When Jim first asked how this beautifully designed book was going, I replied, “Boy, is it written!” The prose, so flowery yet so sparse and so consistently poetic took some real getting used to and at first I felt like it was getting in the way of the story. Like old English or poetry, once I'd grown accustomed to Yannick Murphy's voice, I found myself completely immersed in her world.
Largely autobiographical, Here They Come tells the story of a young girl and her eccentric family–but they're not eccentric in a quaint way: her mother is a melodramatic mess; her weakened grandmother painfully sleeps in a chair all day; her volatile brother wears his silk chinese robe and laments his failed relationships; and her sisters all try to live a normal life as possible in an usual environment, to say the least. Their film editor/scoundrel narcissist of a father has left them destitute and alone for another woman only referred to as “the slut”.

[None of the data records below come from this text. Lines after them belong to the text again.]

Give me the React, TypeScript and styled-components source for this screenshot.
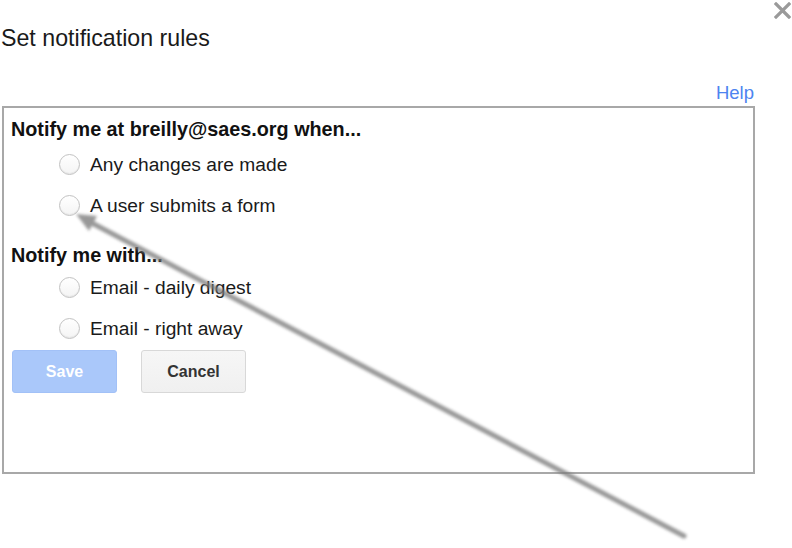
import React from "react";
import styled, { createGlobalStyle } from "styled-components";

const Global = createGlobalStyle`
  html, body { margin: 0; padding: 0; background: #ffffff; }
  body { font-family: "Liberation Sans", Arial, sans-serif; color: #222; }
`;

const Page = styled.div`
  position: relative;
  width: 792px;
  height: 548px;
  overflow: hidden;
  background: #fff;
`;

const Title = styled.h1`
  margin: 0;
  padding: 25px 0 0 1px;
  font-size: 23.2px;
  font-weight: normal;
  line-height: 26px;
  color: #1a1a1a;
`;

const Close = styled.button`
  position: absolute;
  top: 2px;
  right: 1px;
  width: 17px;
  height: 17px;
  padding: 0;
  border: 0;
  background: transparent;
  cursor: pointer;
`;

const HelpRow = styled.div`
  display: flex;
  justify-content: flex-end;
  width: 755px;
  margin-top: 31px;
`;

const HelpLink = styled.a`
  font-size: 18.5px;
  line-height: 22px;
  color: #4d84f0;
  text-decoration: none;
  margin-right: 1px;
`;

const Panel = styled.div`
  box-sizing: border-box;
  margin: 2px 0 0 2px;
  width: 753px;
  height: 368px;
  border: 2px solid #a8a8a8;
  padding: 10px 0 0 7px;
  display: flex;
  flex-direction: column;
`;

const Heading = styled.div<{ $gap?: number }>`
  font-size: 19.8px;
  font-weight: bold;
  line-height: 22px;
  color: #111;
  margin-top: ${(p) => p.$gap ?? 0}px;
`;

const Options = styled.div<{ $gap?: number }>`
  display: flex;
  flex-direction: column;
  padding-left: 48px;
  margin-top: ${(p) => p.$gap ?? 4}px;
`;

const Option = styled.label`
  display: flex;
  align-items: center;
  gap: 10px;
  height: 41px;
  font-size: 19.2px;
  line-height: 22px;
  color: #1a1a1a;
  cursor: pointer;
`;

const Radio = styled.span`
  box-sizing: border-box;
  width: 21px;
  height: 21px;
  border-radius: 50%;
  border: 1px solid #c2c2c2;
  background: linear-gradient(#ffffff, #f4f4f4);
  box-shadow: inset 0 -1px 1px rgba(0, 0, 0, 0.06);
  flex: none;
`;

const OptionText = styled.span`
  position: relative;
  top: 0px;
`;

const Buttons = styled.div`
  display: flex;
  gap: 24px;
  margin-top: 1px;
  padding-left: 1px;
`;

const Button = styled.button<{ $primary?: boolean }>`
  box-sizing: border-box;
  width: 105px;
  height: 43px;
  border-radius: 3px;
  font-family: "Liberation Sans", Arial, sans-serif;
  font-size: 16px;
  font-weight: bold;
  border: 1px solid ${(p) => (p.$primary ? "#a2c1f7" : "#d8d8d8")};
  background: ${(p) =>
    p.$primary ? "#aac8fa" : "linear-gradient(#f6f6f6, #f0f0f0)"};
  color: ${(p) => (p.$primary ? "#ffffff" : "#333333")};
  cursor: pointer;
`;

const Overlay = styled.svg`
  position: absolute;
  left: 0;
  top: 0;
  pointer-events: none;
`;

export default function App() {
  return (
    <Page>
      <Global />
      <Title>Set notification rules</Title>
      <Close aria-label="Close">
        <svg width="17" height="17" viewBox="0 0 17 17">
          <path
            d="M2 2 L15 15 M15 2 L2 15"
            stroke="#9a9a9a"
            strokeWidth="3.2"
            strokeLinecap="square"
          />
        </svg>
      </Close>
      <HelpRow>
        <HelpLink href="#">Help</HelpLink>
      </HelpRow>
      <Panel>
        <Heading>Notify me at breilly@saes.org when...</Heading>
        <Options>
          <Option>
            <Radio />
            <OptionText>Any changes are made</OptionText>
          </Option>
          <Option>
            <Radio />
            <OptionText>A user submits a form</OptionText>
          </Option>
        </Options>
        <Heading $gap={18}>Notify me with...</Heading>
        <Options $gap={1}>
          <Option>
            <Radio />
            <OptionText>Email - daily digest</OptionText>
          </Option>
          <Option>
            <Radio />
            <OptionText>Email - right away</OptionText>
          </Option>
        </Options>
        <Buttons>
          <Button $primary>Save</Button>
          <Button>Cancel</Button>
        </Buttons>
      </Panel>
      <Overlay width="792" height="548" viewBox="0 0 792 548">
        <defs>
          <filter id="blur" x="-10%" y="-10%" width="120%" height="120%">
            <feGaussianBlur stdDeviation="1.5" />
          </filter>
        </defs>
        <g filter="url(#blur)" opacity="0.78">
          <line
            x1="684"
            y1="536"
            x2="90"
            y2="222"
            stroke="#7c7c7c"
            strokeWidth="5"
            strokeLinecap="round"
          />
          <path d="M76 214 L97 216 L89 231 Z" fill="#7c7c7c" />
        </g>
      </Overlay>
    </Page>
  );
}
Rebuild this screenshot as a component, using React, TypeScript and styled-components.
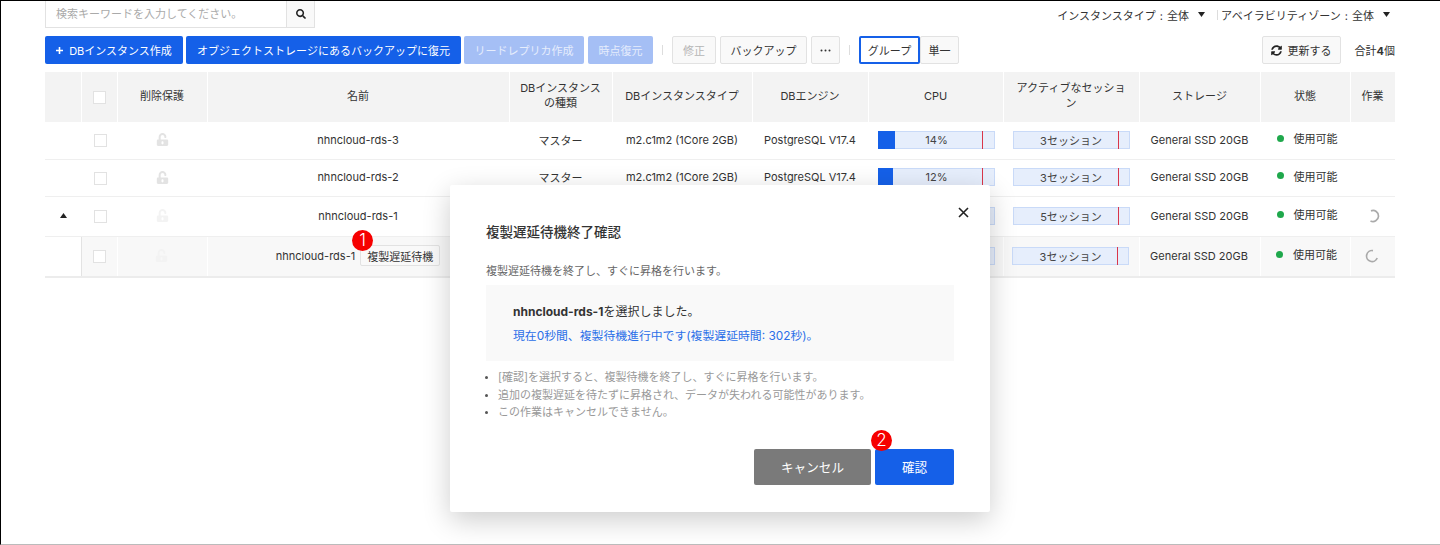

The story takes place in the 1970s Lower East Side, when a family could manage to live on the island of Manhattan without paying thousands and thousands in rent.The family's lives are shown in snippets, like sudden memories, and are sometimes extremely moving.
This is Murphy's third novel and had trouble finding a publisher until McSweeney's picked it up. Many reviews describe it as a story of a girl who can bend spoons, which is true, but that's really misleading and not at all indicative of the tone of this dreamlike trip down memory lane–it's not sci fi and barely magical realism.